- **PROBLEM TO WORK ON**
Below are the records; copy each line in them that holds the word "with".

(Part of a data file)
'''
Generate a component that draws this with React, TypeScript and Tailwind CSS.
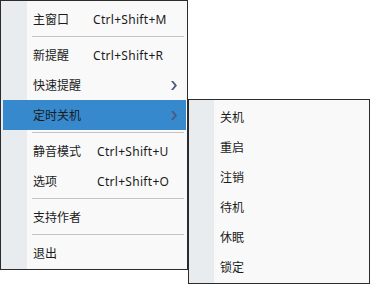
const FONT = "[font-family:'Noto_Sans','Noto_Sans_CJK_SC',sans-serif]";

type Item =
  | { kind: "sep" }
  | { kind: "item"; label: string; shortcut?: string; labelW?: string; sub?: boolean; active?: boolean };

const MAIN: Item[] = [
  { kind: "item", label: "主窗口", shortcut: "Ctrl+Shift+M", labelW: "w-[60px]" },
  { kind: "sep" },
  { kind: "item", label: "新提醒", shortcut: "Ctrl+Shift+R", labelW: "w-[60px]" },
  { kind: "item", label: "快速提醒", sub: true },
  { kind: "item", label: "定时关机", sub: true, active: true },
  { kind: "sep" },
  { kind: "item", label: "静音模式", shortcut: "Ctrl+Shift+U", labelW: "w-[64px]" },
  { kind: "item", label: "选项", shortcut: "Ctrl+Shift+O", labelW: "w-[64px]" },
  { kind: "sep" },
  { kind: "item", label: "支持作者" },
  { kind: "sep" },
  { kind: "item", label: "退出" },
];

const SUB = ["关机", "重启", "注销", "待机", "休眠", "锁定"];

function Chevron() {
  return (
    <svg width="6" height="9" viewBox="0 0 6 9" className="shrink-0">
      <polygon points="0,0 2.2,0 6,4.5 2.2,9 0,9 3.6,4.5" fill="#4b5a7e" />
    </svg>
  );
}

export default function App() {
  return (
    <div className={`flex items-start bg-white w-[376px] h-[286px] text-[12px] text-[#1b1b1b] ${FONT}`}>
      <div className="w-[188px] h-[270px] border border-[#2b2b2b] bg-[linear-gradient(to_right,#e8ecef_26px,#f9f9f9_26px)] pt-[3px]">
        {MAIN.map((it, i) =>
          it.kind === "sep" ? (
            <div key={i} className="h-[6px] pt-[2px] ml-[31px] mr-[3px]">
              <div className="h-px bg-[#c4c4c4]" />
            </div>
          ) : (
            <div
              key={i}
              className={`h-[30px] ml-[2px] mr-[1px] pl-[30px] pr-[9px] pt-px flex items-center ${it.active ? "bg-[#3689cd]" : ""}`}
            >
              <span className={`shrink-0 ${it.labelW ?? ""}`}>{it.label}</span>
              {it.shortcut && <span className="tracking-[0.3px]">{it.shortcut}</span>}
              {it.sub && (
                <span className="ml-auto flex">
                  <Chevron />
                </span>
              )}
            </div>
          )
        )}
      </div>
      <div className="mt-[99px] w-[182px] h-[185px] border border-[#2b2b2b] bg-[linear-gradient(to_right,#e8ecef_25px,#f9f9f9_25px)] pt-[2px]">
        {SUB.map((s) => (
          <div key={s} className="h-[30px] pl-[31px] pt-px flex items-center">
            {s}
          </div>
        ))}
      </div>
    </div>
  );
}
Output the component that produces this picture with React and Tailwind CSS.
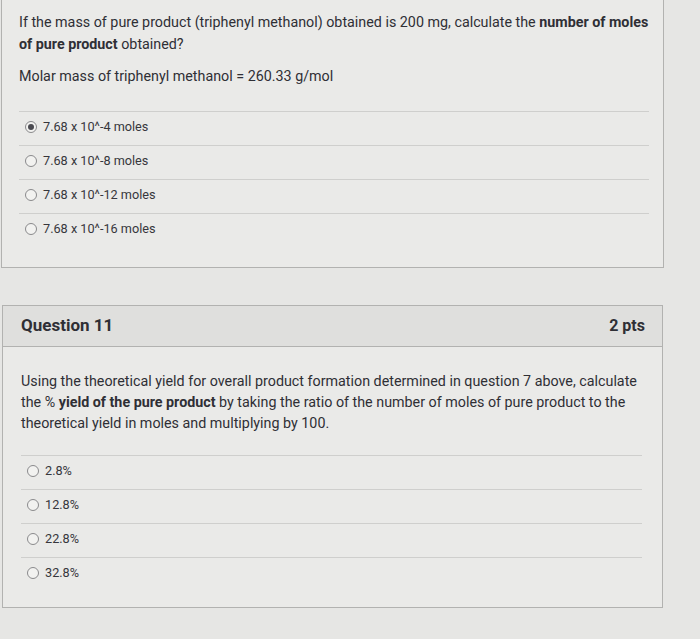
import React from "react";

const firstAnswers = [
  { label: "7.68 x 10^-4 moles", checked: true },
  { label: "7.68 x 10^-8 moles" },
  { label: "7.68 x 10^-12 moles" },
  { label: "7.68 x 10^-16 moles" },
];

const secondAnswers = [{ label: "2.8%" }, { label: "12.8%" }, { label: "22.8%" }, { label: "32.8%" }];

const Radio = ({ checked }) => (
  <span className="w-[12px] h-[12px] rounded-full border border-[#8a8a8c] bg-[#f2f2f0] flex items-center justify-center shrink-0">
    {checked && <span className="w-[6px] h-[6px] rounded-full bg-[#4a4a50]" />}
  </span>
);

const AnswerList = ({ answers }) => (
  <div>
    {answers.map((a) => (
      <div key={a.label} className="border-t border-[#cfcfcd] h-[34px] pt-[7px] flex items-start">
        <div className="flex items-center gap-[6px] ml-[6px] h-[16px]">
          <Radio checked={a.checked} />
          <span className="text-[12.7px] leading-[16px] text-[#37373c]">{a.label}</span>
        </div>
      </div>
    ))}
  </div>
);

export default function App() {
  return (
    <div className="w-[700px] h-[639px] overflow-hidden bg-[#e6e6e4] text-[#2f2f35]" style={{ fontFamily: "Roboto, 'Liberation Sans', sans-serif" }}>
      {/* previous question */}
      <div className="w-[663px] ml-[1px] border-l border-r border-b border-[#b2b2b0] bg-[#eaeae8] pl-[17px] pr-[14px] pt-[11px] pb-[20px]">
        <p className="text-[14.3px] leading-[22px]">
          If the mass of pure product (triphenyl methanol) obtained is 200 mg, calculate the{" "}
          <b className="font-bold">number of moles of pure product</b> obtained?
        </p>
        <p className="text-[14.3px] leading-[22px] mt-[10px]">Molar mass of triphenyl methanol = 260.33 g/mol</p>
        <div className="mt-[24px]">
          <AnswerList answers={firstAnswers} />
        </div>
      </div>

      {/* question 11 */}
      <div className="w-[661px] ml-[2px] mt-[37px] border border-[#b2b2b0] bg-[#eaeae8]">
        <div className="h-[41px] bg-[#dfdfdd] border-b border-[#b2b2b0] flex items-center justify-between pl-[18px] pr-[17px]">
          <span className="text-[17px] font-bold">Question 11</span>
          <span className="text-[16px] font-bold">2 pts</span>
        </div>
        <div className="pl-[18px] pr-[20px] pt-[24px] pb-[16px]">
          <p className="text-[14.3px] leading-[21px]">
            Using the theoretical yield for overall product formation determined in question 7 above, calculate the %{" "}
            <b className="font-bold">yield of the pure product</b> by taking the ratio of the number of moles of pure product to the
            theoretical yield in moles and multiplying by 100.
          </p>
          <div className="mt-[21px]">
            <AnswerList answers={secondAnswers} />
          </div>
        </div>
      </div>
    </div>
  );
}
'''
- **TASK OUTPUT**
Generate a component that draws this with React, TypeScript and Tailwind CSS.
Output the component that produces this picture with React and Tailwind CSS.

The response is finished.